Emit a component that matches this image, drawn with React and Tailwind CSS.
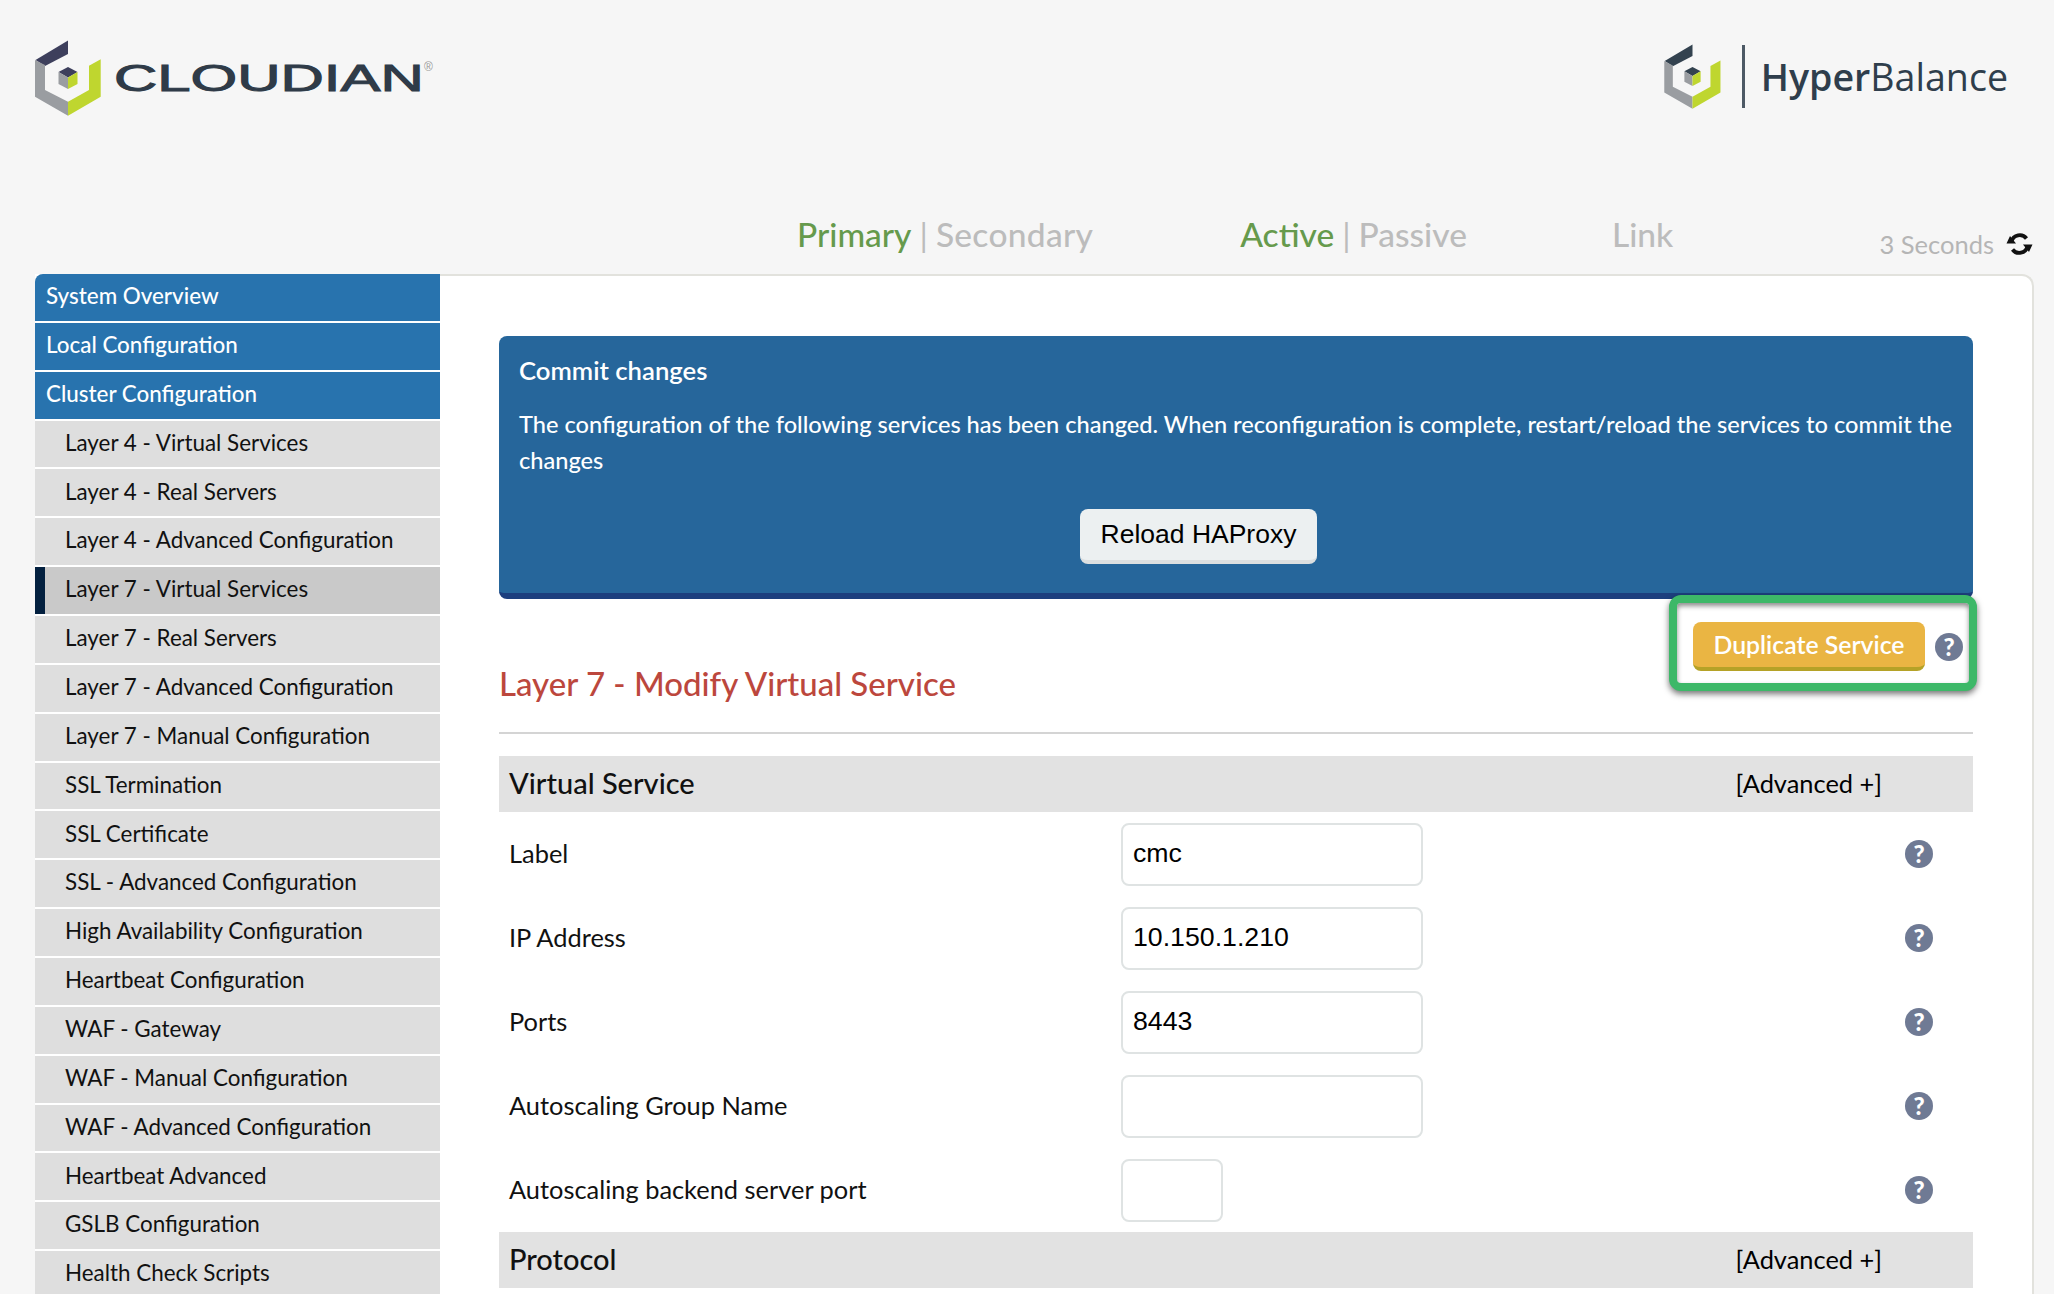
import React from 'react';

const topMenu = ['System Overview', 'Local Configuration', 'Cluster Configuration'];

const subMenu = [
  'Layer 4 - Virtual Services',
  'Layer 4 - Real Servers',
  'Layer 4 - Advanced Configuration',
  'Layer 7 - Virtual Services',
  'Layer 7 - Real Servers',
  'Layer 7 - Advanced Configuration',
  'Layer 7 - Manual Configuration',
  'SSL Termination',
  'SSL Certificate',
  'SSL - Advanced Configuration',
  'High Availability Configuration',
  'Heartbeat Configuration',
  'WAF - Gateway',
  'WAF - Manual Configuration',
  'WAF - Advanced Configuration',
  'Heartbeat Advanced',
  'GSLB Configuration',
  'Health Check Scripts',
];

const fields = [
  { label: 'Label', value: 'cmc' },
  { label: 'IP Address', value: '10.150.1.210' },
  { label: 'Ports', value: '8443' },
  { label: 'Autoscaling Group Name', value: '' },
  { label: 'Autoscaling backend server port', value: '', small: true },
];

function Cube({ className, dark }) {
  return (
    <svg viewBox="0 0 66 76" className={className}>
      <path d="M0.5 20 L33 0.5 V14 L10 26 Z" fill={dark} />
      <path d="M0 20 L10 25 V50 L33 61.7 V75.7 L0 56.7 Z" fill="#9a9da1" />
      <path d="M65.7 19.3 L54 25.7 V50 L33 61.7 V75.7 L65.7 56.7 Z" fill="#bfd62f" />
      <path d="M23.5 32 L33 27 L42.5 32 L33 37.5 Z" fill={dark} />
      <path d="M23.5 32 L33 37.5 V49 L23.5 44 Z" fill="#9a9da1" />
      <path d="M33 37.5 L42.5 32 V44 L33 49 Z" fill="#bfd62f" />
    </svg>
  );
}

// round refresh mark next to the timer
function RefreshIcon() {
  return (
    <svg viewBox="0 0 27 24" className="ml-[12px] mr-[1px] h-[24px] w-[27px]" fill="none">
      <path d="M5.5 9.5 A8.5 8.5 0 0 1 20.5 6.5" stroke="#111" strokeWidth="3.8" />
      <path d="M21.5 14.5 A8.5 8.5 0 0 1 6.5 17.5" stroke="#111" strokeWidth="3.8" />
      <path d="M0.5 11.5 H10 L4 4 Z" fill="#111" />
      <path d="M26.5 12.5 H17 L23 20 Z" fill="#111" />
    </svg>
  );
}

function HelpIcon() {
  return (
    <span className="flex h-[28px] w-[28px] shrink-0 items-center justify-center rounded-full bg-[#6f7a94] font-['Lato',sans-serif] text-[24px] font-black leading-none text-white">
      ?
    </span>
  );
}

function SectionBar({ title }) {
  return (
    <div className="flex h-[56px] shrink-0 items-center justify-between bg-[#e2e2e2] pb-[2px] pl-[10px] pr-[91px]">
      <span className="text-[29px] font-medium text-[#111]">{title}</span>
      <span className="text-[25.4px] text-black">[Advanced +]</span>
    </div>
  );
}

export default function App() {
  return (
    <div className="flex h-[1294px] flex-col overflow-hidden bg-[#f6f6f6] pl-[35px] pr-[20px] font-['Lato',sans-serif]">
      {/* logos */}
      <header className="flex h-[206px] shrink-0 items-start justify-between pt-[40px]">
        <div className="flex items-start">
          <Cube className="h-[76px] w-[66px]" dark="#3d3f5c" />
          <span className="ml-[13px] mt-[16px] inline-block w-[192px] origin-left scale-x-[1.62] font-['Liberation_Sans',sans-serif] text-[37px] font-normal leading-[46px] text-[#2f3b48] [-webkit-text-stroke:1px_#2f3b48]">
            CLOUDIAN
          </span>
          <span className="ml-[118px] mt-[21px] font-['Liberation_Sans',sans-serif] text-[12px] leading-none text-[#999]">®</span>
        </div>
        <div className="mr-[26px] mt-[4px] flex items-center">
          <Cube className="h-[65px] w-[59px]" dark="#33424f" />
          <div className="ml-[20px] h-[63px] w-[3px] bg-[#4d5965]" />
          <span className="ml-[16px] font-['Open_Sans',sans-serif] text-[37.6px] leading-none text-[#2f3e4c]">
            <span className="font-semibold">Hyper</span>
            <span className="font-normal">Balance</span>
          </span>
        </div>
      </header>

      {/* cluster status */}
      <div className="flex h-[68px] shrink-0 items-start pl-[762px] pt-[4px] text-[33.5px] font-medium leading-[48px] text-[#bcbcbc]">
        <span className="text-[#669a4c]">Primary</span>
        <span className="mx-[8px] font-normal">|</span>
        <span className="tracking-[0.3px]">Secondary</span>
        <span className="ml-[147px] text-[#669a4c]">Active</span>
        <span className="mx-[8px] font-normal">|</span>
        <span>Passive</span>
        <span className="ml-[145px]">Link</span>
        <span className="ml-auto mt-[14px] flex items-center text-[25.5px] font-normal leading-[40px] text-[#b5b5b5]">
          3 Seconds
          <RefreshIcon />
        </span>
      </div>

      <div className="flex min-h-0 flex-1 overflow-hidden">
        {/* side menu */}
        <nav className="w-[405px] shrink-0 bg-white">
          {topMenu.map((item, i) => (
            <div
              key={item}
              className={`mb-[2px] flex h-[46.87px] items-center bg-[#2873ae] pb-[3px] pl-[11px] text-[22.4px] font-medium text-white ${i === 0 ? 'rounded-tl-[8px]' : ''}`}
            >
              {item}
            </div>
          ))}
          {subMenu.map((item) => {
            const active = item === 'Layer 7 - Virtual Services';
            return (
              <div
                key={item}
                className={`mb-[2px] flex h-[46.87px] items-center pb-[3px] text-[22.4px] text-[#111] ${active ? 'border-l-[10px] border-[#03203f] bg-[#c9c9c9] pl-[20px]' : 'bg-[#dedede] pl-[30px]'}`}
              >
                {item}
              </div>
            );
          })}
        </nav>

        {/* main panel */}
        <main className="flex min-w-0 flex-1 flex-col rounded-tr-[12px] border-r-2 border-t-2 border-[#e2e2dd] bg-white pl-[59px] pr-[59px] pt-[60px]">
          <section className="h-[263px] shrink-0 rounded-[8px] border-b-[6px] border-[#1d3f7e] bg-[#26669b] px-[20px] pt-[15px] text-white">
            <h2 className="text-[25.7px] font-semibold leading-[38px]">Commit changes</h2>
            <p className="mt-[17px] text-[23.6px] font-medium leading-[36px]">
              The configuration of the following services has been changed. When reconfiguration is complete, restart/reload the services to commit the changes
            </p>
            <div className="mt-[31px] flex pl-[561px]">
              <button className="h-[55px] w-[237px] rounded-[8px] border-b-4 border-[#dcdfe0] bg-[#ecf0f1] font-['Liberation_Sans',sans-serif] text-[26.5px] text-black">
                Reload HAProxy
              </button>
            </div>
          </section>

          <div className="relative z-10 -mt-[4px] flex h-[137px] shrink-0 items-start justify-between">
            <h1 className="mt-[66px] text-[33px] font-medium leading-[44px] text-[#bc473d]">Layer 7 - Modify Virtual Service</h1>
            <div className="-mr-[4px] flex h-[96px] w-[308px] items-center rounded-[12px] border-[8px] border-[#3db868] bg-white pl-[16px] pt-[7px] shadow-[0_3px_6px_rgba(0,0,0,0.55),inset_0_3px_5px_rgba(0,0,0,0.45)]">
              <button className="h-[49px] w-[232px] rounded-[8px] border-b-4 border-[#b5a227] bg-[#eab543] pt-[1px] text-[24.8px] font-semibold text-white">
                Duplicate Service
              </button>
              <span className="ml-[10px]">
                <HelpIcon />
              </span>
            </div>
          </div>

          <div className="h-[2px] shrink-0 bg-[#d4d4d4]" />
          <div className="h-[22px] shrink-0" />

          <SectionBar title="Virtual Service" />
          {fields.map((field) => (
            <div key={field.label} className="flex h-[84px] shrink-0 items-center pl-[10px] pr-[40px] text-[25.4px] text-[#111]">
              <label className="w-[612px] shrink-0 pb-[1px]">{field.label}</label>
              <input
                readOnly
                value={field.value}
                className={`h-[63px] rounded-[8px] border-2 border-[#dfe3e3] bg-white pb-[2px] pl-[10px] font-['Liberation_Sans',sans-serif] text-[26.7px] text-black outline-none ${field.small ? 'w-[102px]' : 'w-[302px]'}`}
              />
              <span className="ml-auto">
                <HelpIcon />
              </span>
            </div>
          ))}
          <SectionBar title="Protocol" />
        </main>
      </div>
    </div>
  );
}
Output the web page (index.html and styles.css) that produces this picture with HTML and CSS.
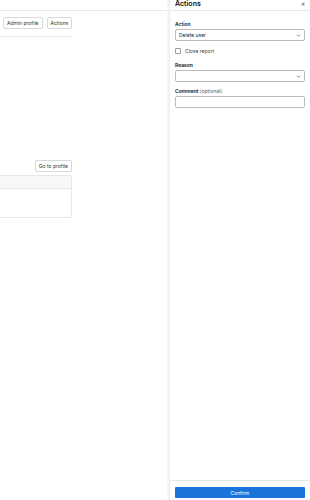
FILE: index.html
```html
<!DOCTYPE html>
<html lang="en">
<head>
  <meta charset="UTF-8">
  <title>Report actions</title>
  <link rel="stylesheet" href="styles.css">
</head>
<body>
  <div class="page">
    <div class="main">
      <div class="topbar"></div>
      <div class="content">
        <div class="toolbar">
          <button class="btn">Admin profile</button>
          <button class="btn">Actions</button>
        </div>
        <div class="spacer"></div>
        <div class="profile-row">
          <button class="btn">Go to profile</button>
        </div>
        <div class="table">
          <div class="table-head"></div>
          <div class="table-body"></div>
        </div>
      </div>
    </div>
    <div class="drawer-shadow"></div>
    <div class="drawer">
      <div class="drawer-header">
        <span class="drawer-title">Actions</span>
        <span class="close">&#x2715;</span>
      </div>
      <div class="drawer-body">
        <label class="label">Action</label>
        <div class="select">
          <span>Delete user</span>
          <svg class="chevron" viewBox="0 0 10 10" width="5" height="5"><path d="M2 3.5 L5 6.5 L8 3.5" fill="none" stroke="#555" stroke-width="1.4"/></svg>
        </div>
        <div class="check-row">
          <span class="checkbox"></span>
          <span>Close report</span>
        </div>
        <label class="label">Reason</label>
        <div class="select">
          <span></span>
          <svg class="chevron" viewBox="0 0 10 10" width="5" height="5"><path d="M2 3.5 L5 6.5 L8 3.5" fill="none" stroke="#555" stroke-width="1.4"/></svg>
        </div>
        <label class="label">Comment <span class="muted">(optional)</span></label>
        <div class="input"></div>
      </div>
      <div class="drawer-footer">
        <button class="confirm">Confirm</button>
      </div>
    </div>
  </div>
</body>
</html>
```

FILE: styles.css
```css
body {
  margin: 0;
  font-family: Inter, "Noto Sans", sans-serif;
  font-size: 6px;
  color: #222;
  background: #fff;
}
.page {
  display: flex;
  height: 500px;
  overflow: hidden;
}
.main {
  flex: 1;
}
.topbar {
  height: 10px;
  border-bottom: 1px solid #e6e6e6;
}
.content {
  width: 72px;
}
.toolbar {
  display: flex;
  gap: 4px;
  padding: 6px 0 7px 3px;
  border-bottom: 1px solid #e6e6e6;
}
.btn {
  font-family: inherit;
  font-size: 5px;
  color: #333;
  background: #fff;
  border: 1px solid #d8d8d8;
  border-radius: 2px;
  height: 12px;
  padding: 0 3px;
  white-space: nowrap;
}
.spacer {
  height: 123px;
}
.profile-row {
  display: flex;
  justify-content: flex-end;
  margin-bottom: 3px;
}
.table {
  border: 1px solid #e6e6e6;
  border-left: none;
  border-radius: 0 2px 2px 0;
}
.table-head {
  height: 12px;
  background: #f8f8fa;
  border-bottom: 1px solid #e6e6e6;
}
.table-body {
  height: 28px;
}
.drawer-shadow {
  width: 3px;
  background: linear-gradient(to right, #fafafa, #ececec);
}
.drawer {
  width: 140px;
  display: flex;
  flex-direction: column;
  background: #fff;
}
.drawer-header {
  display: flex;
  justify-content: space-between;
  align-items: center;
  height: 10px;
  padding: 0 5px;
  border-bottom: 1px solid #e6e6e6;
}
.drawer-title {
  font-size: 7px;
  font-weight: 600;
  color: #111;
  margin-top: -3px;
}
.close {
  font-size: 5px;
  color: #333;
  margin-top: -3px;
}
.drawer-body {
  flex: 1;
  display: flex;
  flex-direction: column;
  padding: 10px 5px 0;
}
.label {
  font-size: 5px;
  font-weight: 600;
  color: #111;
  margin-bottom: 2px;
}
.muted {
  font-weight: 400;
  color: #555;
}
.select {
  display: flex;
  justify-content: space-between;
  align-items: center;
  height: 10px;
  padding: 0 3px;
  border: 1px solid #bcbcbc;
  border-radius: 2px;
  font-size: 5px;
  margin-bottom: 7px;
}
.select + .label {
  margin-top: -1px;
}
.chevron {
  display: block;
}
.check-row {
  display: flex;
  align-items: center;
  gap: 4px;
  font-size: 5px;
  color: #444;
  margin: 0 0 8px;
}
.checkbox {
  width: 4px;
  height: 4px;
  border: 1px solid #999;
  border-radius: 1px;
}
.input {
  height: 10px;
  border: 1px solid #bcbcbc;
  border-radius: 2px;
}
.drawer-footer {
  border-top: 1px solid #e6e6e6;
  padding: 6px 5px 2px;
}
.confirm {
  display: block;
  width: 100%;
  height: 11px;
  border: none;
  border-radius: 1px;
  background: #1a73d9;
  color: #fff;
  font-family: inherit;
  font-size: 5px;
}
```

WHAT THIS TASK INVOLVES: Write out each line of the listing above, exactly, from its first line to the line holding "const topMenu = ['System", inclusive. Skip the pictures.

WRITTEN RESPONSE:
Emit a component that matches this image, drawn with React and Tailwind CSS.
import React from 'react';

const topMenu = ['System Overview', 'Local Configuration', 'Cluster Configuration'];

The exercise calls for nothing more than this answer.